═══ COLLECTED MATERIAL

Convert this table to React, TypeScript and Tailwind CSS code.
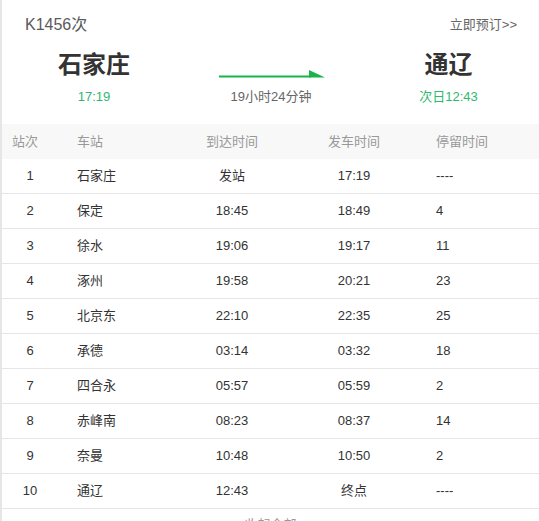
import React from "react";

const rows = [
  ["1", "石家庄", "发站", "17:19", "----"],
  ["2", "保定", "18:45", "18:49", "4"],
  ["3", "徐水", "19:06", "19:17", "11"],
  ["4", "涿州", "19:58", "20:21", "23"],
  ["5", "北京东", "22:10", "22:35", "25"],
  ["6", "承德", "03:14", "03:32", "18"],
  ["7", "四合永", "05:57", "05:59", "2"],
  ["8", "赤峰南", "08:23", "08:37", "14"],
  ["9", "奈曼", "10:48", "10:50", "2"],
  ["10", "通辽", "12:43", "终点", "----"],
];

const grid = "grid grid-cols-[56px_112px_124px_120px_1fr]";

export default function App() {
  return (
    <div
      className="w-[539px] h-[521px] overflow-hidden bg-white border-l-2 border-[#e6e6e6]"
      style={{ fontFamily: '"Liberation Sans", Arial, "Noto Sans CJK SC", sans-serif' }}
    >
      <div className="h-[124px] pt-[13px]">
        <div className="flex justify-between items-center h-6 pl-[23px] pr-[22px]">
          <span className="text-[16px] text-[#5a5a5a]">K1456次</span>
          <span className="text-[13px] text-[#666]">立即预订&gt;&gt;</span>
        </div>
        <div className="grid grid-cols-[184px_170px_1fr] mt-[12px]">
          <div className="flex flex-col items-center">
            <div className="text-[24px] leading-[32px] font-bold text-[#333]">石家庄</div>
            <div className="text-[13px] leading-[18px] mt-[7px] text-[#2fb86e]">17:19</div>
          </div>
          <div className="flex flex-col items-center pt-[21px]">
            <svg width="108" height="8" viewBox="0 0 108 8" className="block ml-[3px]">
              <rect x="0" y="5.5" width="92" height="2" fill="#19b34a" />
              <polygon points="90,0 106,7.5 90,7.5" fill="#19b34a" />
            </svg>
            <div className="text-[13px] leading-[18px] mt-[10px] text-[#666]">19小时24分钟</div>
          </div>
          <div className="flex flex-col items-center pl-[2px]">
            <div className="text-[24px] leading-[32px] font-bold text-[#333]">通辽</div>
            <div className="text-[13px] leading-[18px] mt-[7px] text-[#2fb86e]">次日12:43</div>
          </div>
        </div>
      </div>
      <div className={`${grid} h-[35px] items-center bg-[#f8f8f8] text-[13px] text-[#999]`}>
        <div className="pl-[10px]">站次</div>
        <div className="pl-[19px]">车站</div>
        <div className="text-center">到达时间</div>
        <div className="text-center">发车时间</div>
        <div className="pl-[22px]">停留时间</div>
      </div>
      {rows.map((r) => (
        <div
          key={r[0]}
          className={`${grid} h-[35px] items-center border-b border-[#e6e6e6] text-[13px] text-[#333]`}
        >
          <div className="text-center">{r[0]}</div>
          <div className="pl-[19px]">{r[1]}</div>
          <div className="text-center">{r[2]}</div>
          <div className="text-center">{r[3]}</div>
          <div className="pl-[22px]">{r[4]}</div>
        </div>
      ))}
      <div className="text-center text-[13px] text-[#999] pt-[6px]">收起全部</div>
    </div>
  );
}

══════

EXERCISE PROMPT: Set the pictures aside and transcribe the data above exactly.

RESULT OF THE EXERCISE:
Convert this table to React, TypeScript and Tailwind CSS code.
import React from "react";

const rows = [
  ["1", "石家庄", "发站", "17:19", "----"],
  ["2", "保定", "18:45", "18:49", "4"],
  ["3", "徐水", "19:06", "19:17", "11"],
  ["4", "涿州", "19:58", "20:21", "23"],
  ["5", "北京东", "22:10", "22:35", "25"],
  ["6", "承德", "03:14", "03:32", "18"],
  ["7", "四合永", "05:57", "05:59", "2"],
  ["8", "赤峰南", "08:23", "08:37", "14"],
  ["9", "奈曼", "10:48", "10:50", "2"],
  ["10", "通辽", "12:43", "终点", "----"],
];

const grid = "grid grid-cols-[56px_112px_124px_120px_1fr]";

export default function App() {
  return (
    <div
      className="w-[539px] h-[521px] overflow-hidden bg-white border-l-2 border-[#e6e6e6]"
      style={{ fontFamily: '"Liberation Sans", Arial, "Noto Sans CJK SC", sans-serif' }}
    >
      <div className="h-[124px] pt-[13px]">
        <div className="flex justify-between items-center h-6 pl-[23px] pr-[22px]">
          <span className="text-[16px] text-[#5a5a5a]">K1456次</span>
          <span className="text-[13px] text-[#666]">立即预订&gt;&gt;</span>
        </div>
        <div className="grid grid-cols-[184px_170px_1fr] mt-[12px]">
          <div className="flex flex-col items-center">
            <div className="text-[24px] leading-[32px] font-bold text-[#333]">石家庄</div>
            <div className="text-[13px] leading-[18px] mt-[7px] text-[#2fb86e]">17:19</div>
          </div>
          <div className="flex flex-col items-center pt-[21px]">
            <svg width="108" height="8" viewBox="0 0 108 8" className="block ml-[3px]">
              <rect x="0" y="5.5" width="92" height="2" fill="#19b34a" />
              <polygon points="90,0 106,7.5 90,7.5" fill="#19b34a" />
            </svg>
            <div className="text-[13px] leading-[18px] mt-[10px] text-[#666]">19小时24分钟</div>
          </div>
          <div className="flex flex-col items-center pl-[2px]">
            <div className="text-[24px] leading-[32px] font-bold text-[#333]">通辽</div>
            <div className="text-[13px] leading-[18px] mt-[7px] text-[#2fb86e]">次日12:43</div>
          </div>
        </div>
      </div>
      <div className={`${grid} h-[35px] items-center bg-[#f8f8f8] text-[13px] text-[#999]`}>
        <div className="pl-[10px]">站次</div>
        <div className="pl-[19px]">车站</div>
        <div className="text-center">到达时间</div>
        <div className="text-center">发车时间</div>
        <div className="pl-[22px]">停留时间</div>
      </div>
      {rows.map((r) => (
        <div
          key={r[0]}
          className={`${grid} h-[35px] items-center border-b border-[#e6e6e6] text-[13px] text-[#333]`}
        >
          <div className="text-center">{r[0]}</div>
          <div className="pl-[19px]">{r[1]}</div>
          <div className="text-center">{r[2]}</div>
          <div className="text-center">{r[3]}</div>
          <div className="pl-[22px]">{r[4]}</div>
        </div>
      ))}
      <div className="text-center text-[13px] text-[#999] pt-[6px]">收起全部</div>
    </div>
  );
}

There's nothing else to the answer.